The UD Bambara treebank is a section of the Corpus Référence du Bambara annotated natively with Universal Dependencies.
Bambara (also known as Bamana) is the most widely-spoken language of the Manding language group (Niger-Congo > Mande > Western Mande). It is spoken mainly in Mali by 13-14 million people; of these, around four million are L1 speakers. Development of the Bambara Reference Corpus was started in April 2012 (Vydrin 2013, Maslinsky 2014). The corpus includes a non-disambiguated sub-corpus and a disambiguated one. At present, the whole corpus contains about nine million tokens. The corpus was annotated using UD Annotatrix annotation tool (Tyers, Sheyanova, Washington 2018).

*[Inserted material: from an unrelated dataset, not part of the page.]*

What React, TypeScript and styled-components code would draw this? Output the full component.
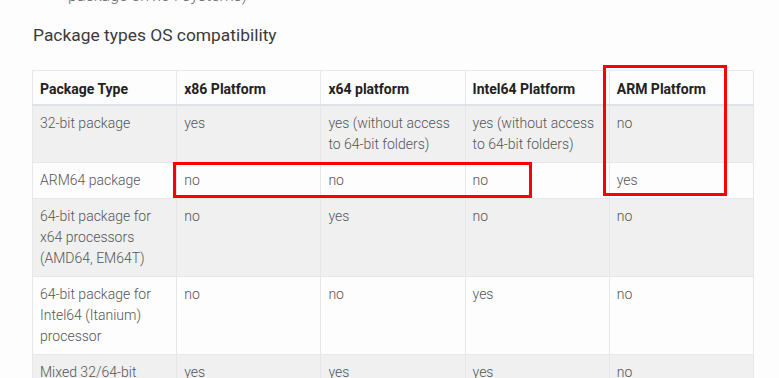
import React from 'react';
import styled, { createGlobalStyle } from 'styled-components';

type Row = {
    type: string;
    values: string[];
};

const rows: Row[] = [
    {
        type: '32-bit package',
        values: ['yes', 'yes (without access to 64-bit folders)', 'yes (without access to 64-bit folders)', 'no'],
    },
    { type: 'ARM64 package', values: ['no', 'no', 'no', 'yes'] },
    { type: '64-bit package for x64 processors (AMD64, EM64T)', values: ['no', 'yes', 'no', 'no'] },
    { type: '64-bit package for Intel64 (Itanium) processor', values: ['no', 'no', 'yes', 'no'] },
    { type: 'Mixed 32/64-bit package', values: ['yes', 'yes', 'yes', 'no'] },
];

const headers = ['Package Type', 'x86 Platform', 'x64 platform', 'Intel64 Platform', 'ARM Platform'];

const GlobalStyle = createGlobalStyle`
    html, body {
        margin: 0;
        background: #fdfdfd;
        overflow: hidden;
    }
    body {
        font-family: Roboto, "Liberation Sans", sans-serif;
    }
`;

const Page = styled.div`
    padding: 0 25px 0 32px;
    height: 378px;
    overflow: hidden;
`;

const CutText = styled.p`
    margin: -15px 0 0 36px;
    font-size: 16px;
    line-height: 22px;
    font-weight: 300;
    color: #666;
`;

const Title = styled.h3`
    margin: 17px 0 24px 1px;
    font-size: 17.4px;
    line-height: 22px;
    font-weight: 400;
    color: #3a3a3a;
`;

const TableWrap = styled.div`
    position: relative;
    width: 722px;
`;

const Table = styled.table`
    width: 722px;
    border-collapse: collapse;
    table-layout: fixed;
    border: 1px solid #e6e8eb;
    font-size: 14px;
    line-height: 21px;
`;

const HeadCell = styled.th`
    text-align: left;
    vertical-align: top;
    padding: 8px 7px 4px;
    font-weight: 700;
    color: #222;
    background: #fdfdfd;
    border-right: 1px solid #e8e9eb;
    border-bottom: 2px solid #dfe2e7;
`;

const BodyRow = styled.tr<{ $shaded: boolean }>`
    background: ${(p) => (p.$shaded ? '#f0f0f0' : '#fdfdfd')};
`;

const Cell = styled.td`
    vertical-align: top;
    padding: 7px 7px;
    font-weight: 300;
    color: #555;
    border-right: 1px solid #e6e7e9;
    border-bottom: 1px solid #e6e8eb;
`;

const Highlight = styled.div<{ $left: number; $top: number; $width: number; $height: number }>`
    position: absolute;
    left: ${(p) => p.$left}px;
    top: ${(p) => p.$top}px;
    width: ${(p) => p.$width}px;
    height: ${(p) => p.$height}px;
    box-sizing: border-box;
    border: 3px solid #ff0000;
    pointer-events: none;
`;

const App: React.FC = () => {
  return (
    <Page>
      <GlobalStyle />
      <CutText>package on x64 systems)</CutText>
      <Title>Package types OS compatibility</Title>
      <TableWrap>
        <Table>
          <thead>
            <tr>
              {headers.map((h) => (
                <HeadCell key={h}>{h}</HeadCell>
              ))}
            </tr>
          </thead>
          <tbody>
            {rows.map((row, i) => (
              <BodyRow key={row.type} $shaded={i % 2 === 0}>
                <Cell>{row.type}</Cell>
                {row.values.map((v, j) => (
                  <Cell key={j}>{v}</Cell>
                ))}
              </BodyRow>
            ))}
          </tbody>
        </Table>
        <Highlight $left={141} $top={92} $width={359} $height={36} />
        <Highlight $left={571} $top={-5} $width={124} $height={131} />
      </TableWrap>
    </Page>
  );
};

export default App;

Documentation for a treebank is available on UD site (http://universaldependencies.org/bm/dep/).
The conversion and annotation has been done by Katya Aplonova and Francis M. Tyers at the Higher School of Economics in Moscow. We would like to thank the developers and annotators of the Corpus Référence du Bambara for permission to base this on their work.
- Maslinsky, K. (2014). Daba: a model and tools for Manding corpora. In Proceedings of TALAf 2014 : Traitement Automatique des Langues Africaines, pages 114-122.
- Tyers, F. M., Sheyanova, M., and Washington, J. N. (2018). UD Annotatrix: An annotation tool for Universal Dependencies. In Proceedings of the 16th International Workshop on Treebanks and Linguistic Theories.
- Vydrin, V. (2013). Bamana reference corpus (BRC). Procedia - Social and Behavioral Sciences, 95, pages 75–80.
- 2019-05-15 v2.4
- Normalized Unicode.
- 2018-11-15 v2.3
- Initial release in Universal Dependencies.